The impact on the Kazan Tatars is likely to be especially great given Moscow’s increasing efforts to Russianize Tatarstan and especially the Russian government’s use of an appeal by a group of Kazan parents to reduce the amount of Tatar used in the schools of that Middle Volga republic.

Those Russian efforts have prompted some Tatar and Muslim commentators to ask, in this Year of Gabdulla Tukay, a leader of the Tatar renaissance of a century ago, “whether the language of Tukay [Tatar] will survive until the end of the 21st century?” -- or whether it is fated to be overwhelmed by Russian (www.islam.ru/content/kultura/1240).

Given the historic ties between the Kazan Tatars and the Crimean Tatars, a successful move to return to Latin script among the latter will likely spark calls for a similar step among the former, the largest ethnic minority in the Russian Federation and often a bellwether for the actions of other nations inside that country.

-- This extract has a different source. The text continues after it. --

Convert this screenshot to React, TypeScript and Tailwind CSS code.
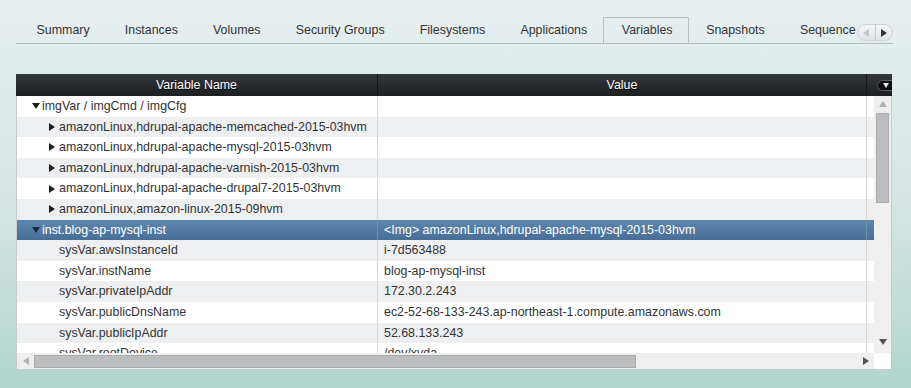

There are three reasons this Crimean Tatar effort is important in addition of course to its impact on the future of that nation. First, it highlights the way in which over the last year the Crimean Tatars and other nations of Eurasia have reasserted their efforts in the early 1990s to recover their own histories and set themselves apart from the hitherto dominant Russians.

Second, it underscores the ways in which Turkey is gaining influence among these peoples, positioning itself as a regional leader in direct competition with Moscow, Kyiv and other capitals and giving new content to the idea of Turkic world led intellectually at least from Ankara and Istanbul.

And third, it could trigger demands among other nations in Eurasia to shift away from the Soviet-imposed Cyrillic alphabets, including for at least some of the Finno-Ugric and North Caucasian languages and thus increase still further the centrifugal forces on the territory of the former Soviet space.